*Exercise goal:* In the material below, list every line carrying the string "that".

*Excerpted data:*
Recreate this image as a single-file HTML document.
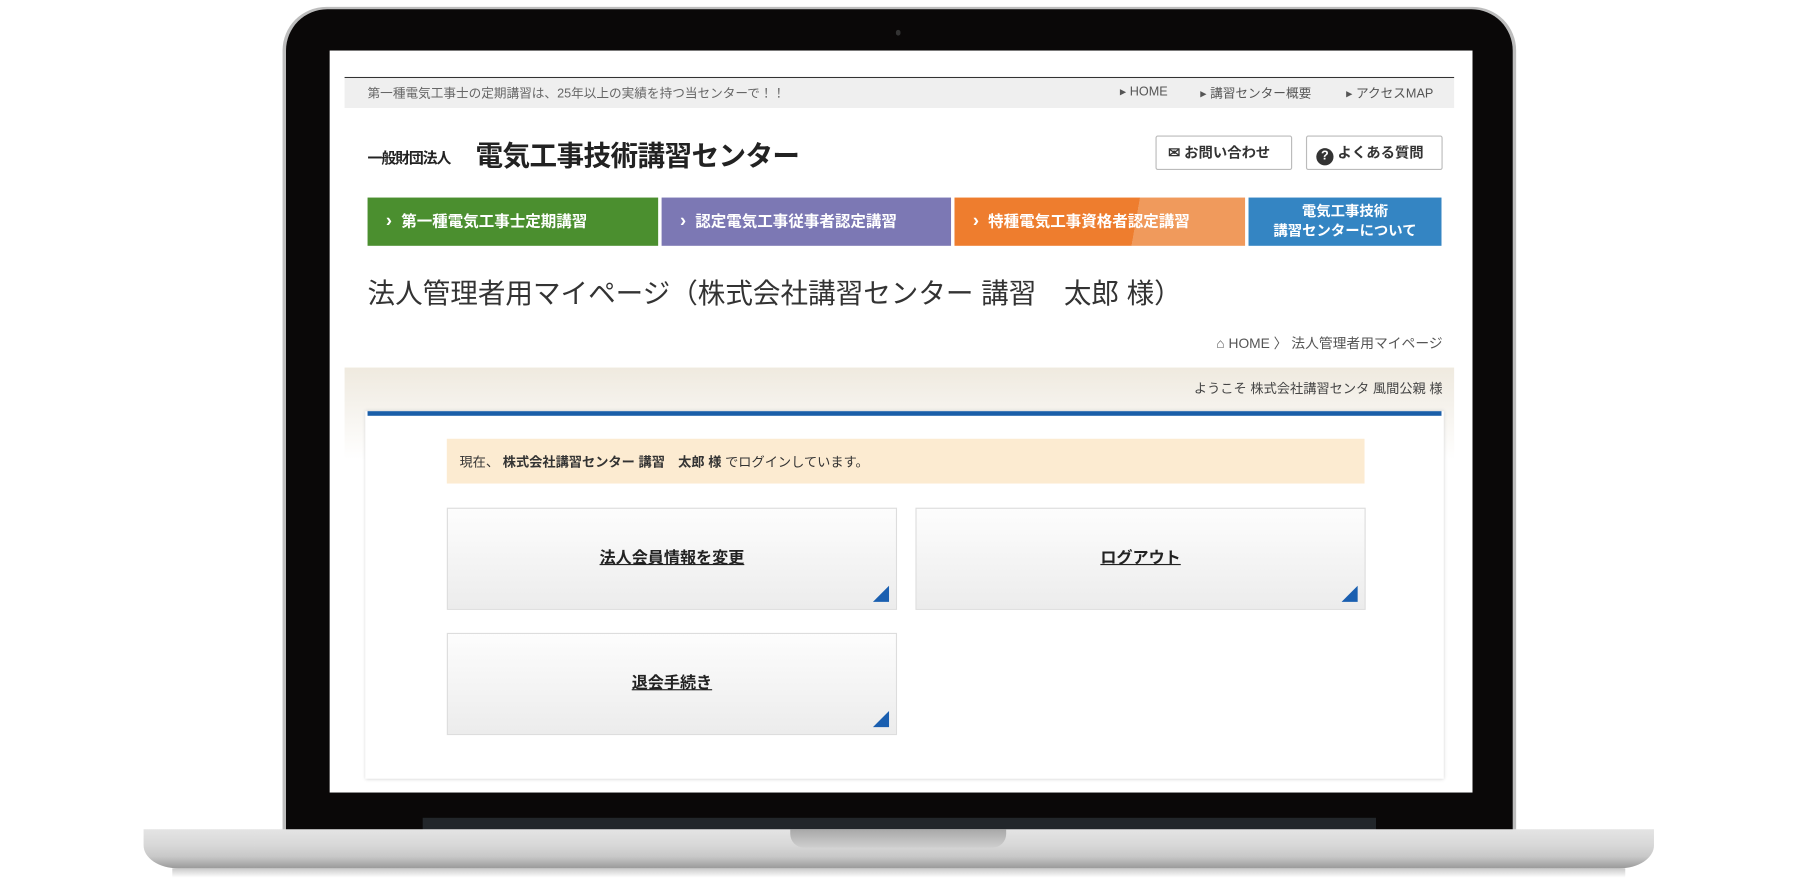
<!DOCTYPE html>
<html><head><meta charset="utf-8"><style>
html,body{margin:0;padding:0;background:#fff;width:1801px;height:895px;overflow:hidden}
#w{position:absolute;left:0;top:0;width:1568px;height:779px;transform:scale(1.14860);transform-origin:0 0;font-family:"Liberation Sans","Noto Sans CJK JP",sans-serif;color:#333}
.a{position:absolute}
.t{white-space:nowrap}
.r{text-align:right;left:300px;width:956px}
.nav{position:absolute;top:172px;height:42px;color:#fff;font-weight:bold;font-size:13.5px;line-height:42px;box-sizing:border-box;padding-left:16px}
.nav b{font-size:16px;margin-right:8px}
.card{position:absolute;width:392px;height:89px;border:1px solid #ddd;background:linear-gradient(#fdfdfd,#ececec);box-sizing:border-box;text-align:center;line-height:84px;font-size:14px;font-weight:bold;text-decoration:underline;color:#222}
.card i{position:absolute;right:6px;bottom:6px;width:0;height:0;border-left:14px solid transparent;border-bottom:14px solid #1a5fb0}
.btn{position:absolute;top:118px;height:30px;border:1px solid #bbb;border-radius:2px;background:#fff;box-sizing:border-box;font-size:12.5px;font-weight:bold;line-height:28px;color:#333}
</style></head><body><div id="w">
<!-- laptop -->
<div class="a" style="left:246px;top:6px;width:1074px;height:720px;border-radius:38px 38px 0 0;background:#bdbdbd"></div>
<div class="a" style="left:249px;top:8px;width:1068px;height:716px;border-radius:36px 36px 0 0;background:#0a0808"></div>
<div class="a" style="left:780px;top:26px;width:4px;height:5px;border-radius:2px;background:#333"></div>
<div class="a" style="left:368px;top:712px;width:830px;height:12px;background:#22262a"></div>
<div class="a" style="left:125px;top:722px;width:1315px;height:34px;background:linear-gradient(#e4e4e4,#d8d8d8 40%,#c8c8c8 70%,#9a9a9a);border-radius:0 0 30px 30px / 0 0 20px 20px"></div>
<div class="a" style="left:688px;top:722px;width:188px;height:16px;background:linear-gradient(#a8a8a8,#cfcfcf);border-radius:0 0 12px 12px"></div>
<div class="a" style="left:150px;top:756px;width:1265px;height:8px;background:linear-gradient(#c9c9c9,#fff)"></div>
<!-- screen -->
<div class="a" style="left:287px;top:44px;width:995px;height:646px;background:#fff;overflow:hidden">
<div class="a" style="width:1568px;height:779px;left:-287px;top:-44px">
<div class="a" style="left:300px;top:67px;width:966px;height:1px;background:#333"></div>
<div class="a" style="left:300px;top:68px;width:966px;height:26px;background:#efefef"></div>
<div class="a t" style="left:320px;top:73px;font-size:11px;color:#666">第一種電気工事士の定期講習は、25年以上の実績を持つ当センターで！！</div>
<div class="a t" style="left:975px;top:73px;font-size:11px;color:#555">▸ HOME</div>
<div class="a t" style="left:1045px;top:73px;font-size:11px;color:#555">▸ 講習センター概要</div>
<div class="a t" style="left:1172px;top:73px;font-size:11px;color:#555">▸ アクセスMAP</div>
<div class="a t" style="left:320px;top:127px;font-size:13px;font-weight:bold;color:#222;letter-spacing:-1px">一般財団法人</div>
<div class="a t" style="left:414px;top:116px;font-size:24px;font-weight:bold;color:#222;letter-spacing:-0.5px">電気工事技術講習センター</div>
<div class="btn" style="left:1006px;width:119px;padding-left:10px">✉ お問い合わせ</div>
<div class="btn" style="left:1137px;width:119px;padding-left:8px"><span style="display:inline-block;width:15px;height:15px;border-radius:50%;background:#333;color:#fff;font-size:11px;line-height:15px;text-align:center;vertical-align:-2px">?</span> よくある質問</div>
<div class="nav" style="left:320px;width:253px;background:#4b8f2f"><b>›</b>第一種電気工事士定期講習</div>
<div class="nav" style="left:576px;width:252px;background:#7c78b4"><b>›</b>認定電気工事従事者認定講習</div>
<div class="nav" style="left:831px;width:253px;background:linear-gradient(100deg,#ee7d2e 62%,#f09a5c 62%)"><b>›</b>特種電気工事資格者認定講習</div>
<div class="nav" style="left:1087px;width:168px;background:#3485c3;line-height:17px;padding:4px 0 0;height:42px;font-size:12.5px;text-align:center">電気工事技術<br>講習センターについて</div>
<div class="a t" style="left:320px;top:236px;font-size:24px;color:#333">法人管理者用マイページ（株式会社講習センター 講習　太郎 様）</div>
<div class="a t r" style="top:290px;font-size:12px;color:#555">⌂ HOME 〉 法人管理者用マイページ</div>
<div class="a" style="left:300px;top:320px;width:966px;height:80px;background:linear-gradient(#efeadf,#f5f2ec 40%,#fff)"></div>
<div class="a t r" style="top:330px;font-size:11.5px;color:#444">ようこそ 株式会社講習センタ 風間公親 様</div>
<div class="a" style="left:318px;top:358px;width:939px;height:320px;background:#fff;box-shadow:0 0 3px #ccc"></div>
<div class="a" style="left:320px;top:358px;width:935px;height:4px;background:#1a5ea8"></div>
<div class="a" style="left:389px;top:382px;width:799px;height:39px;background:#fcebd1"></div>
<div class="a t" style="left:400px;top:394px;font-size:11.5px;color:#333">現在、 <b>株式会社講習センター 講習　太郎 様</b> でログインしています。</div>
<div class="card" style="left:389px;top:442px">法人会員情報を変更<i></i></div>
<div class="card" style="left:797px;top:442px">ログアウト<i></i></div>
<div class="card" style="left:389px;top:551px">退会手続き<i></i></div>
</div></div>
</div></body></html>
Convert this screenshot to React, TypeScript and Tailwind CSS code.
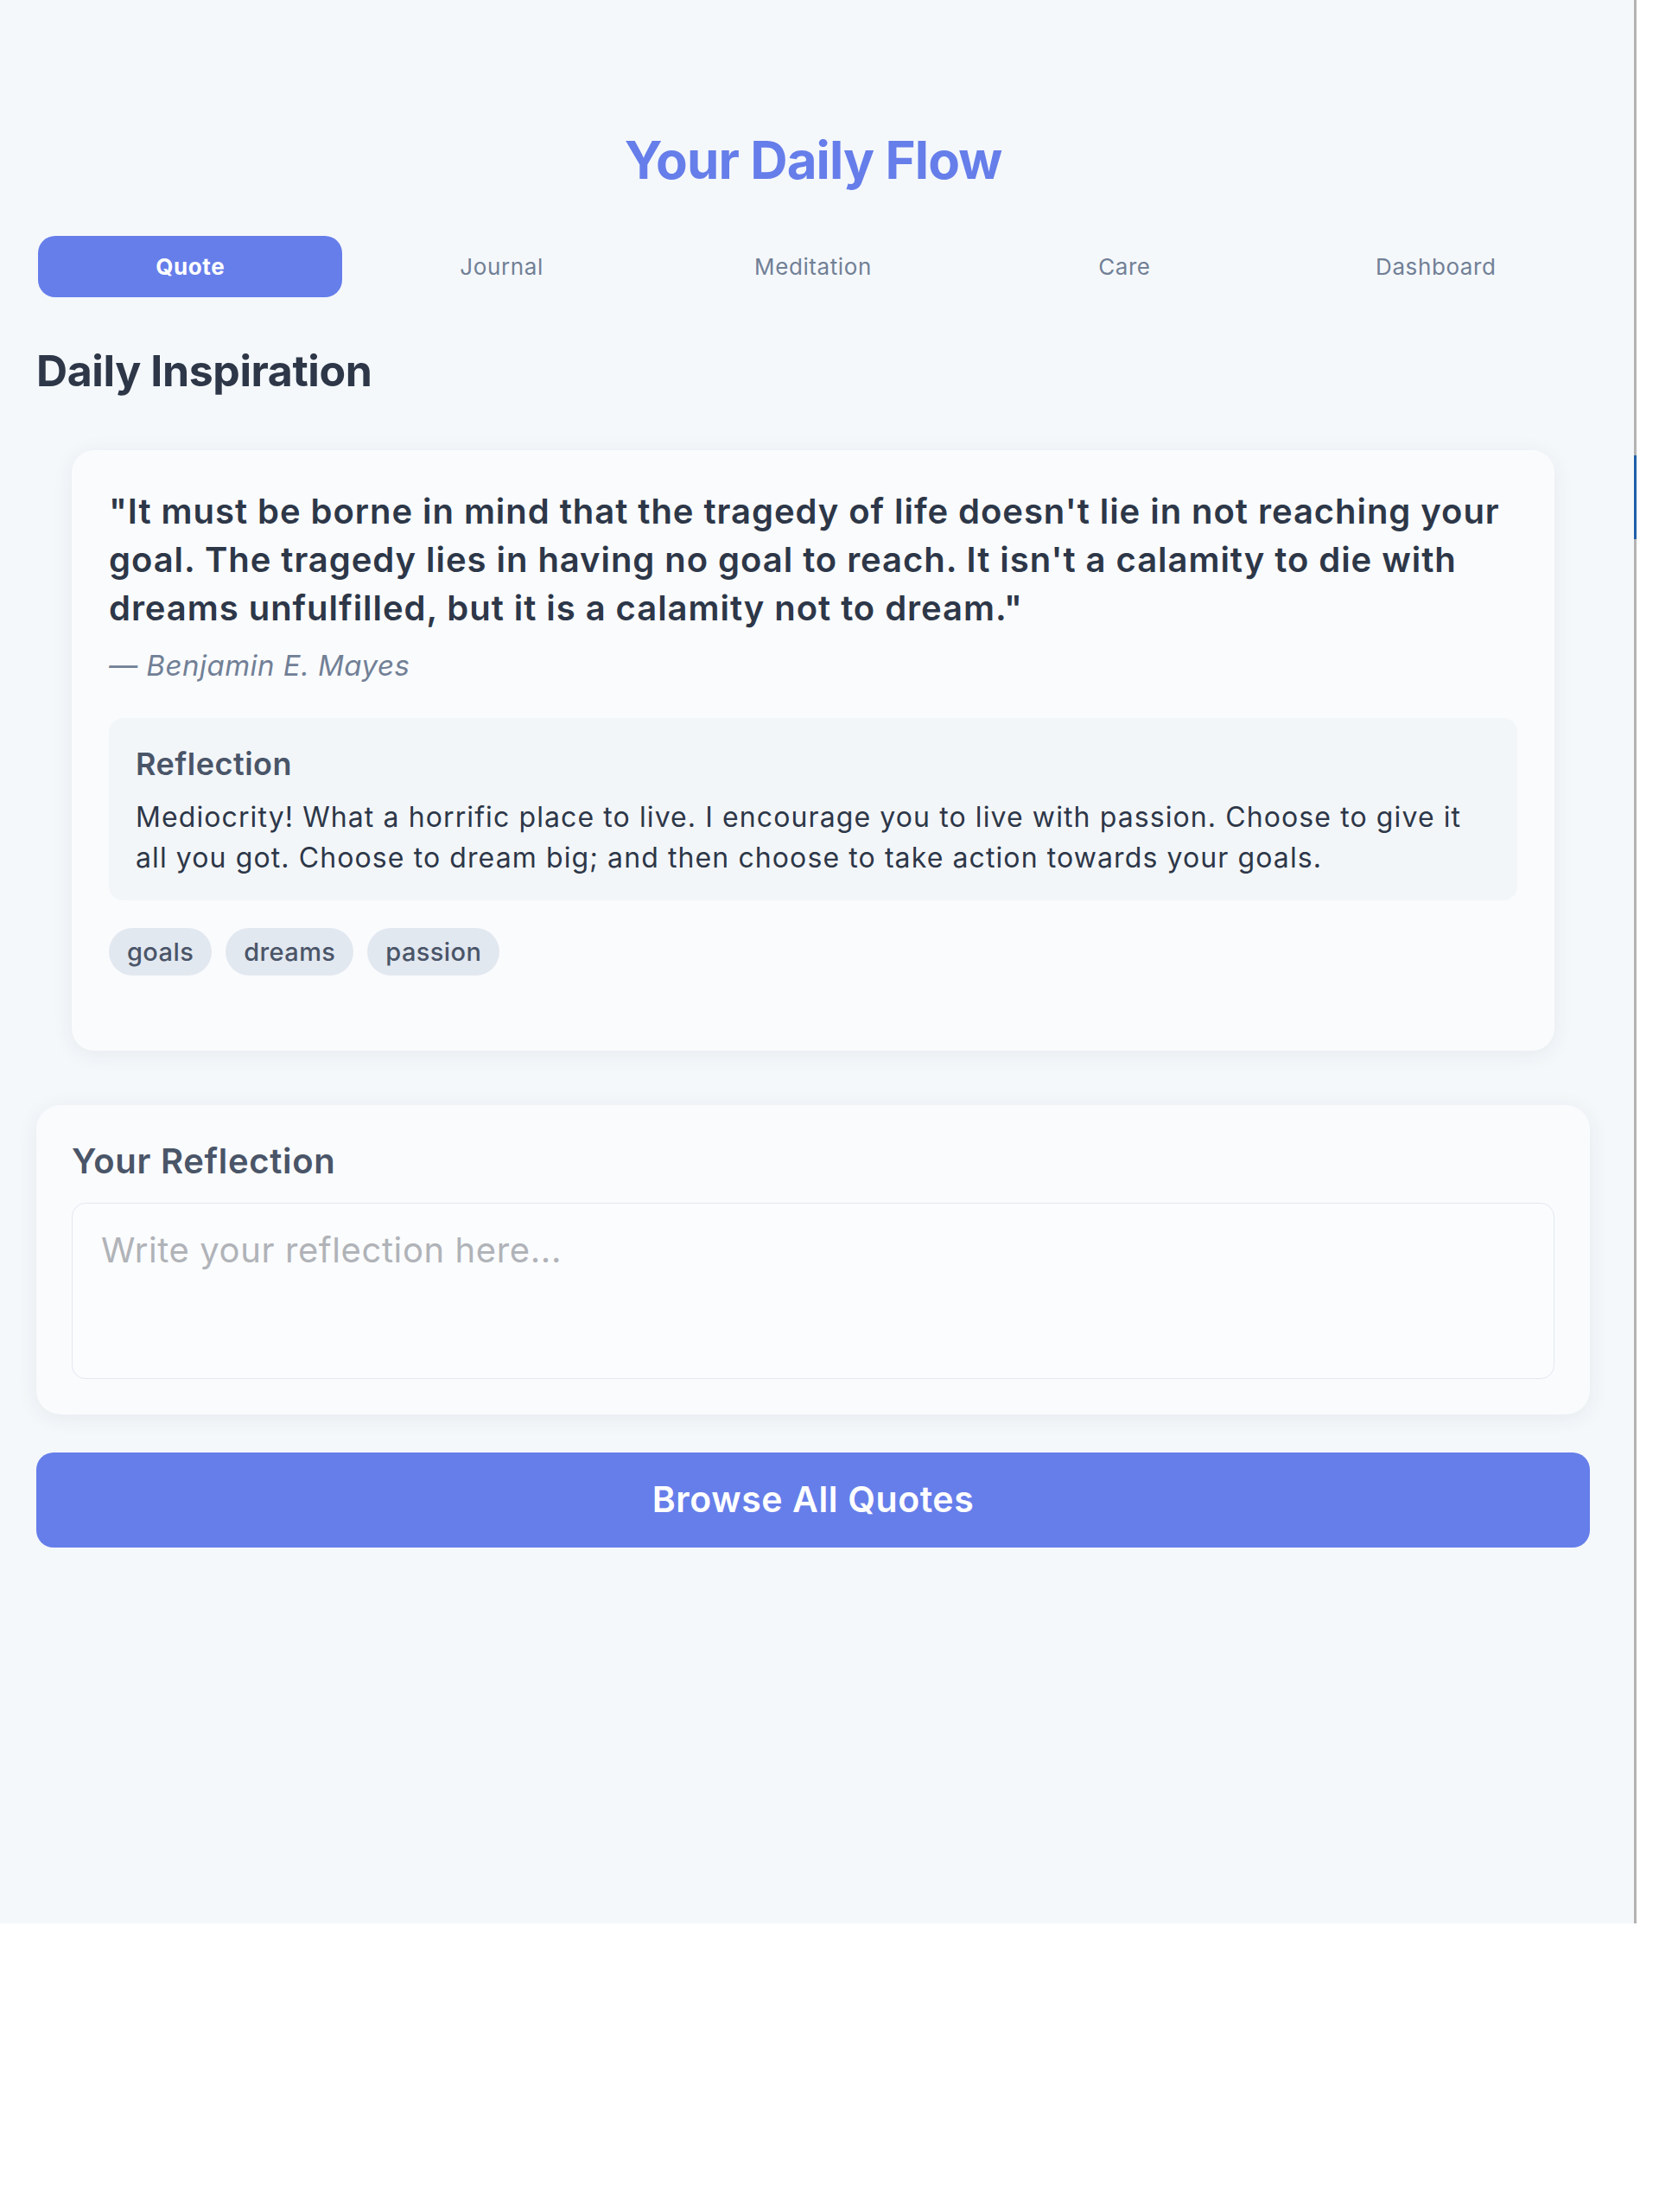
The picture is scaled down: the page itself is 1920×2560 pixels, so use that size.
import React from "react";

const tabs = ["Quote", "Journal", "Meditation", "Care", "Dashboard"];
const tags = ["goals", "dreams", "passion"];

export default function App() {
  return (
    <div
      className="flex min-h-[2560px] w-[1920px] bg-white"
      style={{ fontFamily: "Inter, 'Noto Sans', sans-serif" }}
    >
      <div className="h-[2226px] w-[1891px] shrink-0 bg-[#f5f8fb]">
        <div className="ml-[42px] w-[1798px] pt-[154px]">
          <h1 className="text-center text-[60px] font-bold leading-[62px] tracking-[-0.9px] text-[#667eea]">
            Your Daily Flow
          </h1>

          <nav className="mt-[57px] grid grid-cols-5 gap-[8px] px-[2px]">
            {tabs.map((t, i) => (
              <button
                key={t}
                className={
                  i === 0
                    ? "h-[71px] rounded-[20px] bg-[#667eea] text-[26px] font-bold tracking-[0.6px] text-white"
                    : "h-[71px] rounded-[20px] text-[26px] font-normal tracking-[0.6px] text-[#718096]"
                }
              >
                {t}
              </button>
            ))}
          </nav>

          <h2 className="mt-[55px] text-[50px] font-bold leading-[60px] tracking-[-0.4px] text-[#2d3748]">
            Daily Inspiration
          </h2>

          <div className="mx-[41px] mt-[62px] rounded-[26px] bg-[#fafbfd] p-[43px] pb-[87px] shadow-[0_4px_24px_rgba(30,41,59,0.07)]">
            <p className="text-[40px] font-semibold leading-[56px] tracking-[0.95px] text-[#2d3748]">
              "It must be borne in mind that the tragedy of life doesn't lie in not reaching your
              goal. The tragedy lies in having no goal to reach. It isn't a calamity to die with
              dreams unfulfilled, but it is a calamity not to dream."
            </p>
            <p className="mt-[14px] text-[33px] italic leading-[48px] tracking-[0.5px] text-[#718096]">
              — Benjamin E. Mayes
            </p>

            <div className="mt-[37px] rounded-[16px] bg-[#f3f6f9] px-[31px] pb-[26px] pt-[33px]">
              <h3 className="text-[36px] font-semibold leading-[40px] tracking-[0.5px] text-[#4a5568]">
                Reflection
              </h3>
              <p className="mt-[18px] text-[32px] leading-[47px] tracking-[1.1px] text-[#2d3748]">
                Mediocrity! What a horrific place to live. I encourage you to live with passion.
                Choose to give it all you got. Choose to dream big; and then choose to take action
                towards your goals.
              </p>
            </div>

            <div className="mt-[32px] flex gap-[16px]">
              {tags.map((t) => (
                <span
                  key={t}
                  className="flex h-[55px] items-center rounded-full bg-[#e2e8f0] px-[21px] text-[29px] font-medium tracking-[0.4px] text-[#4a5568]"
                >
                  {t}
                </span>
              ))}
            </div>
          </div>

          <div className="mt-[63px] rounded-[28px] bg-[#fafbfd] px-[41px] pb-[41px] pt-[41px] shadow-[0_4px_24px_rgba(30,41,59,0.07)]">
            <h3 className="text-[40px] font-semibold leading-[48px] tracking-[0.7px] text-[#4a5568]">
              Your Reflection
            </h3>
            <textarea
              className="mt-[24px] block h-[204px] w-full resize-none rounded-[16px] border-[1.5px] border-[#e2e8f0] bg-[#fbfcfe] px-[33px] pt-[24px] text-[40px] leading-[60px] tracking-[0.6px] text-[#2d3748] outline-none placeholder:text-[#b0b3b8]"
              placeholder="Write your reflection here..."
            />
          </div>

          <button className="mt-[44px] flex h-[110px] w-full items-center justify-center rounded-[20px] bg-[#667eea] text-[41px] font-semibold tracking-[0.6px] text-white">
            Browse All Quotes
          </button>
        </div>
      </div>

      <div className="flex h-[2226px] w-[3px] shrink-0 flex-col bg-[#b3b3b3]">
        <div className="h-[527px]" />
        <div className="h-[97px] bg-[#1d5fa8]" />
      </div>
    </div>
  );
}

*Solution to this task:*
The picture is scaled down: the page itself is 1920×2560 pixels, so use that size.
              "It must be borne in mind that the tragedy of life doesn't lie in not reaching your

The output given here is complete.